Mr. DADDARIO. All of which ought to be taken into consideration as we begin tampering with it.

Dr. LONG. Yes.

Mr. BROWN. Well, there was another point in your testimony which bears on Dr. Walker's testimony, the very cogent point that you made, there is no profit in some of the things that the public really needs, and the inverse of this is true, that there is a good deal of profit in some things the public doesn't need.

Dr. WALKER. That is right.

Mr. BROWN. The profit, for example, in the cement industry is a profit in the dust.

Dr. WALKER. Yes.

Mr. BROWN. I mean, the exact amount it would cost to control that dust is probably pretty close to the profit that they are making. Dr. WALKER. Yes, sir.

Mr.
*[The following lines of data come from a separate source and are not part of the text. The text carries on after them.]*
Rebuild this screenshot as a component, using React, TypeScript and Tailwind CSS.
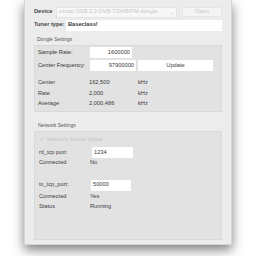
import React from 'react';

const font = { fontFamily: '"Liberation Sans", Arial, sans-serif' };

const Row: React.FC<{ label: string; value: string; unit?: string }> = ({ label, value, unit }) => (
  <div className="flex h-[10.5px] items-center">
    <span className="w-[51px] shrink-0">{label}</span>
    <span className="w-[49px] shrink-0">{value}</span>
    {unit && <span>{unit}</span>}
  </div>
);

const Field: React.FC<{ w: string; value: string; right?: boolean }> = ({ w, value, right }) => (
  <div className={`${w} h-[11px] bg-white flex items-center px-[2px] ${right ? 'justify-end' : ''}`}>
    {value}
  </div>
);

export default function App() {
  return (
    <div className="w-[256px] h-[256px] bg-white overflow-hidden text-[5.7px] text-[#3a3a3a] leading-none" style={font}>
      <div className="ml-[24px] w-[208px] h-[245px] bg-[#ececec] border-x border-b border-[#d4d4d4] shadow-[0_5px_11px_rgba(0,0,0,0.5)] flex flex-col pl-[9px] pr-[9px] pt-[6px]">
        {/* device */}
        <div className="flex items-center h-[12px] gap-[2px]">
          <span className="w-[20px] font-bold text-[#444]">Device</span>
          <div className="w-[121px] h-[11px] bg-[#f7f7f7] border border-[#e4e4e4] flex items-center pl-[2px] text-[#c8c8c8] relative">
            ezcap USB 2.0 DVB-T/DAB/FM dongle
            <span className="absolute right-[1px] top-[1px] w-[7px] h-[7px] flex items-center justify-center text-[#b0b0b0] text-[5px]">⌄</span>
          </div>
          <div className="ml-[3px] flex-1 h-[10px] bg-[#f4f4f4] border border-[#e6e6e6] flex items-center justify-center text-[#c8c8c8]">Open</div>
        </div>
        {/* tuner */}
        <div className="flex items-center h-[12px] mt-[1px]">
          <span className="w-[32px] font-bold text-[#444]">Tuner type:</span>
          <div className="flex-1 h-[11px] bg-white flex items-center pl-[2px] font-bold">Baseclass!</div>
        </div>

        <div className="ml-[3px] mt-[6px] h-[6px] text-[5px] text-[#555]">Dongle Settings</div>
        <div className="mt-[2px] h-[67px] bg-[#e2e2e2] border border-[#d9d9d9] pl-[3px] pt-[1px] flex flex-col">
          <div className="flex items-center h-[11px]">
            <span className="w-[52px] text-[#333]">Sample Rate:</span>
            <Field w="w-[42px]" value="1600000" right />
          </div>
          <div className="flex items-center h-[11px] mt-[2px]">
            <span className="w-[52px] text-[#333]">Center Frequency:</span>
            <Field w="w-[46px]" value="97900000" right />
            <div className="ml-[2px] w-[75px] h-[11px] bg-white flex items-center justify-center">Update</div>
          </div>
          <div className="mt-[7px]">
            <Row label="Center" value="162,500" unit="kHz" />
            <Row label="Rate" value="2,000" unit="kHz" />
            <Row label="Average" value="2,000,486" unit="kHz" />
          </div>
        </div>

        <div className="ml-[4px] mt-[11px] h-[6px] text-[5px] text-[#555]">Network Settings</div>
        <div className="mt-[2px] h-[109px] bg-[#e2e2e2] border border-[#d9d9d9] pl-[4px] pt-[3px] flex flex-col">
          <div className="h-[10px] flex items-center text-[#c4c4c4] gap-[3px]">
            <span>✓</span>
            <span>Network Server Active</span>
          </div>
          <div className="flex items-center h-[11px] mt-[2px]">
            <span className="w-[53px]">rtl_tcp port:</span>
            <Field w="w-[41px]" value="1234" />
          </div>
          <Row label="Connected" value="No" />
          <div className="flex items-center h-[11px] mt-[11px]">
            <span className="w-[52px]">tx_tcp_port:</span>
            <Field w="w-[40px]" value="50000" />
          </div>
          <div className="mt-[1px]">
            <Row label="Connected" value="Yes" />
            <Row label="Status" value="Running" />
          </div>
        </div>
      </div>
    </div>
  );
}
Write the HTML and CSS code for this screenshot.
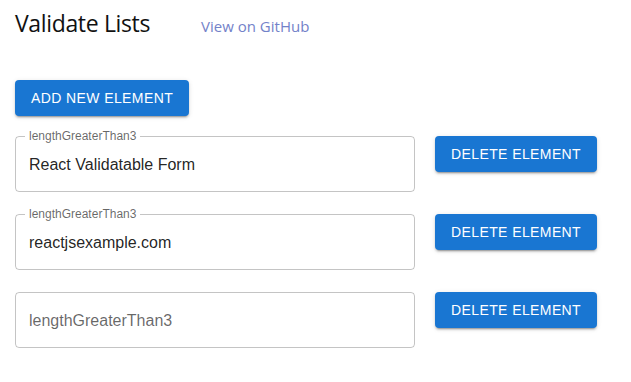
FILE: index.html
```html
<!DOCTYPE html>
<html lang="en">
<head>
<meta charset="utf-8">
<title>Validate Lists</title>
<link rel="stylesheet" href="styles.css">
</head>
<body>
<div class="page">
  <header class="header">
    <h1 class="title">Validate Lists</h1>
    <a class="link" href="#">View on GitHub</a>
  </header>
  <button class="btn btn-add" type="button">Add new element</button>
  <div class="list">
    <div class="row">
      <div class="field">
        <span class="field-label">lengthGreaterThan3</span>
        <span class="field-value">React Validatable Form</span>
      </div>
      <button class="btn" type="button">Delete element</button>
    </div>
    <div class="row">
      <div class="field">
        <span class="field-label">lengthGreaterThan3</span>
        <span class="field-value">reactjsexample.com</span>
      </div>
      <button class="btn" type="button">Delete element</button>
    </div>
    <div class="row">
      <div class="field">
        <span class="field-placeholder">lengthGreaterThan3</span>
      </div>
      <button class="btn" type="button">Delete element</button>
    </div>
  </div>
</div>
</body>
</html>
```

FILE: styles.css
```css
html, body {
  margin: 0;
  padding: 0;
  background: #ffffff;
}

.page {
  padding: 7px 15px 0 15px;
  display: flex;
  flex-direction: column;
  align-items: flex-start;
}

.header {
  display: flex;
  align-items: baseline;
  height: 32px;
}

.title {
  margin: 0;
  font-family: "Open Sans", sans-serif;
  font-weight: 400;
  font-size: 23px;
  letter-spacing: -0.35px;
  line-height: 32px;
  color: #111111;
}

.link {
  margin-left: 51px;
  font-family: "Open Sans", sans-serif;
  font-size: 15px;
  line-height: 32px;
  color: #7382c9;
  text-decoration: none;
}

.btn {
  font-family: "Liberation Sans", Arial, sans-serif;
  font-size: 14px;
  font-weight: 400;
  letter-spacing: 0.4px;
  line-height: 24px;
  text-transform: uppercase;
  color: #ffffff;
  background: #1976d2;
  border: 0;
  border-radius: 4px;
  padding: 6px 16px;
  margin: 0;
  box-shadow: 0px 3px 1px -2px rgba(0,0,0,0.2), 0px 2px 2px 0px rgba(0,0,0,0.14), 0px 1px 5px 0px rgba(0,0,0,0.12);
  cursor: pointer;
  white-space: nowrap;
}

.btn-add {
  margin-top: 41px;
}

.list {
  margin-top: 20px;
  display: flex;
  flex-direction: column;
  gap: 22px;
}

.row {
  display: flex;
  align-items: flex-start;
  gap: 20px;
}

.field {
  position: relative;
  box-sizing: border-box;
  width: 400px;
  height: 56px;
  border: 1px solid rgba(0,0,0,0.23);
  border-radius: 4px;
  padding: 0 13px;
  display: flex;
  align-items: center;
  font-family: "Liberation Sans", Arial, sans-serif;
}

.field-label {
  position: absolute;
  left: 9px;
  top: -8px;
  padding: 0 4px;
  background: #ffffff;
  font-size: 12px;
  line-height: 14px;
  color: rgba(0,0,0,0.6);
}

.field-value {
  font-size: 16px;
  line-height: 23px;
  color: rgba(0,0,0,0.87);
}

.field-placeholder {
  font-size: 16px;
  line-height: 23px;
  color: rgba(0,0,0,0.6);
}
```
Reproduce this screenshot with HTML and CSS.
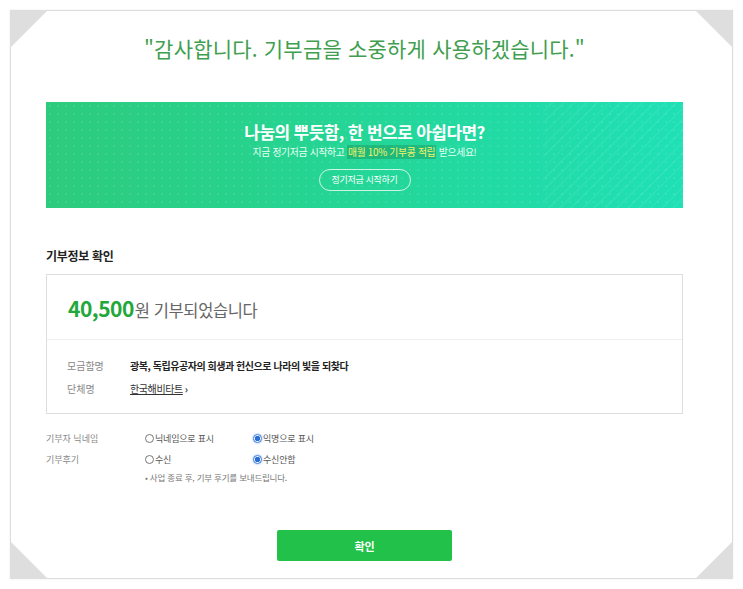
FILE: index.html
```html
<!DOCTYPE html>
<html lang="ko">
<head>
<meta charset="utf-8">
<title>기부 완료</title>
<link rel="stylesheet" href="styles.css">
</head>
<body>
<div class="frame">
  <span class="corner tl"></span>
  <span class="corner tr"></span>
  <span class="corner bl"></span>
  <span class="corner br"></span>
  <div class="content">
    <h1 class="thanks">"감사합니다. 기부금을 소중하게 사용하겠습니다."</h1>
    <div class="banner">
      <p class="banner-title">나눔의 뿌듯함, 한 번으로 아쉽다면?</p>
      <p class="banner-sub">지금 정기저금 시작하고 <span class="hl">매월 10% 기부콩 적립</span> 받으세요!</p>
      <span class="banner-btn">정기저금 시작하기</span>
    </div>
    <h2 class="section-title">기부정보 확인</h2>
    <div class="info-box">
      <div class="amount-row"><span class="amount">40,500</span><span class="amount-text">원 기부되었습니다</span></div>
      <div class="detail">
        <div class="detail-row"><span class="dlabel">모금함명</span><span class="dvalue">광복, 독립유공자의 희생과 헌신으로 나라의 빛을 되찾다</span></div>
        <div class="detail-row"><span class="dlabel">단체명</span><span class="dlink">한국해비타트</span><span class="arrow">›</span></div>
      </div>
    </div>
    <div class="options">
      <div class="opt-row">
        <span class="olabel">기부자 닉네임</span>
        <span class="radio"><i class="dot"></i>닉네임으로 표시</span>
        <span class="radio"><i class="dot on"></i>익명으로 표시</span>
      </div>
      <div class="opt-row">
        <span class="olabel">기부후기</span>
        <span class="radio"><i class="dot"></i>수신</span>
        <span class="radio"><i class="dot on"></i>수신안함</span>
      </div>
      <p class="note">• 사업 종료 후, 기부 후기를 보내드립니다.</p>
    </div>
    <div class="actions"><button class="confirm">확인</button></div>
  </div>
</div>
</body>
</html>
```
FILE: styles.css
```css
* { box-sizing: border-box; }
html, body { margin: 0; padding: 0; background: #fff; }
body { font-family: "Noto Sans CJK KR", "Noto Sans", sans-serif; width: 743px; height: 589px; overflow: hidden; }

.frame {
  position: relative;
  margin: 10px 0 0 10px;
  width: 723px;
  height: 569px;
  border: 1px solid #dcdcdc;
  box-shadow: 0 0 2px rgba(0,0,0,0.08);
  background: #fff;
}
.corner { position: absolute; width: 38px; height: 38px; background: #dedede; }
.corner.tl { left: -1px; top: -1px; clip-path: polygon(0 0, 100% 0, 0 100%); }
.corner.tr { right: -1px; top: -1px; clip-path: polygon(0 0, 100% 0, 100% 100%); }
.corner.bl { left: -1px; bottom: -1px; clip-path: polygon(0 0, 100% 100%, 0 100%); }
.corner.br { right: -1px; bottom: -1px; clip-path: polygon(100% 0, 100% 100%, 0 100%); }

.content { margin-left: 35px; width: 637px; padding-top: 22px; }

.thanks {
  margin: 0;
  text-align: center;
  font-size: 21px;
  line-height: 30px;
  font-weight: 400;
  color: #3f9e4f;
  letter-spacing: 0.2px;
}

.banner {
  margin-top: 39px;
  height: 106px;
  background:
    repeating-linear-gradient(135deg, rgba(255,255,255,0) 0 6px, rgba(255,255,255,0.05) 6px 8px) right bottom / 140px 106px no-repeat,
    radial-gradient(circle, rgba(255,255,255,0.08) 1px, transparent 1.5px) left top / 8px 8px,
    linear-gradient(90deg, #2dcb7c 0%, #24d697 50%, #1fe0b6 100%);
  display: flex;
  flex-direction: column;
  align-items: center;
  padding-top: 17px;
}
.banner-title {
  margin: 0;
  color: #fff;
  font-size: 17px;
  line-height: 25px;
  font-weight: 700;
  letter-spacing: -0.6px;
}
.banner-sub {
  margin: 1px 0 0;
  color: #e8fff3;
  font-size: 9.8px;
  line-height: 14px;
  letter-spacing: -0.3px;
}
.banner-sub .hl { color: #f3f26a; background: rgba(20,130,70,0.35); padding: 0 1px; }
.banner-btn {
  margin-top: 10px;
  width: 92px;
  height: 22px;
  border: 1px solid rgba(255,255,255,0.75);
  border-radius: 11px;
  color: #fff;
  font-size: 9px;
  line-height: 20px;
  text-align: center;
  letter-spacing: -0.3px;
}

.section-title {
  margin: 39px 0 0;
  font-size: 12px;
  line-height: 18px;
  font-weight: 700;
  color: #222;
  letter-spacing: -0.3px;
}

.info-box {
  margin-top: 9px;
  height: 140px;
  border: 1px solid #dedede;
}
.amount-row {
  height: 65px;
  padding: 20px 0 0 21px;
  border-bottom: 1px solid #f0f0f0;
  display: flex;
  align-items: baseline;
}
.amount { font-size: 21px; font-weight: 700; color: #22a73b; letter-spacing: -0.5px; line-height: 26px; }
.amount-text { font-size: 16.5px; color: #666; margin-left: 1px; letter-spacing: -0.4px; }

.detail { padding: 18px 0 0 20px; display: flex; flex-direction: column; gap: 8px; }
.detail-row { display: flex; align-items: center; height: 15px; }
.dlabel { width: 63px; font-size: 10px; color: #888; }
.dvalue { font-size: 10px; font-weight: 700; color: #222; letter-spacing: -0.45px; }
.dlink { font-size: 10px; color: #333; text-decoration: underline; letter-spacing: -0.4px; }
.arrow { font-size: 10px; color: #333; margin-left: 2px; font-weight: 700; }

.options { margin-top: 14px; }
.opt-row { display: flex; align-items: center; height: 21px; }
.olabel { width: 99px; font-size: 9px; color: #888; letter-spacing: 0; }
.radio { display: flex; align-items: center; width: 108px; font-size: 9px; color: #555; letter-spacing: -0.2px; }
.dot {
  width: 9px; height: 9px; border-radius: 50%;
  border: 1px solid #777; background: #fff; margin-right: 1px; flex: none;
}
.dot.on { border-color: #3b7bd8; background: radial-gradient(circle, #2a6fd4 0 2.5px, #fff 3px); box-shadow: 0 0 2px #6aa0ee; }
.note { margin: 0 0 0 99px; font-size: 8.5px; color: #777; line-height: 14px; letter-spacing: -0.2px; }

.actions { display: flex; justify-content: center; margin-top: 46px; }
.confirm {
  width: 175px; height: 31px;
  border: 0; border-radius: 2px;
  background: #22c24a;
  color: #fff; font-family: inherit; font-size: 11px; font-weight: 700;
}
```
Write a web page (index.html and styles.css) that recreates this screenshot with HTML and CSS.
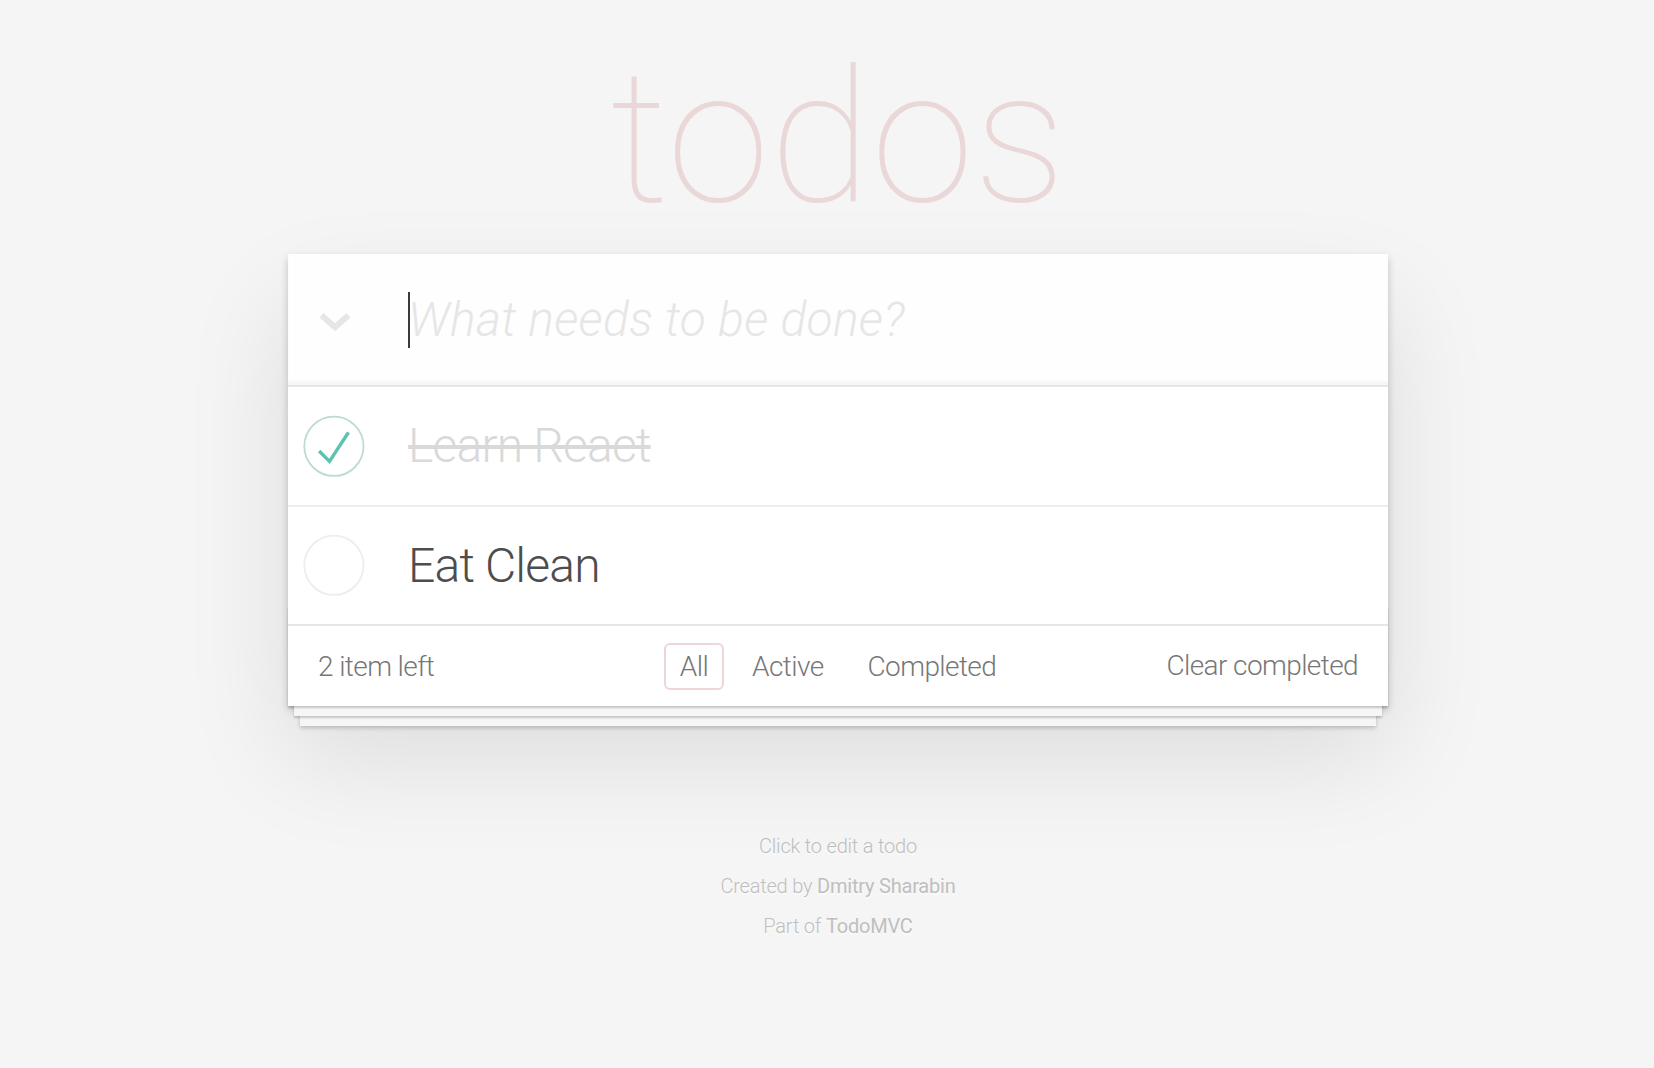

BROWN. So you can say that they are generating dust to make their profit and we don't need that dust, but nobody has said so up to now. This poses some very important problems in connection with the dynamics of how our economic system works. Somehow or another these problems have to be surfaced at the highest possible level so they can be considered. I would agree, putting these kinds of problems into a central department does not surface the problems necessarily.

It may hinder the surfacing of them, but it nevertheless has to be done in some fashion.

General SCHRIEVER. Mr. Chairman, could I comment on this? Mr. DADDARIO. Of course.

General SCHRIEVER. Because again I think this brings out the point I made, the necessity for really effective advance planning in which you do identify objectives and goals. This, I think, is really a major shortcoming in many of our newer agencies that have been established over the past few years.

I might set your mind at ease a little bit on the cement dust. I am on the board of directors of American Cement and we have just approved the building of a new cement plant in Detroit that will have precipitators on it. That plant will not be spewing out dust.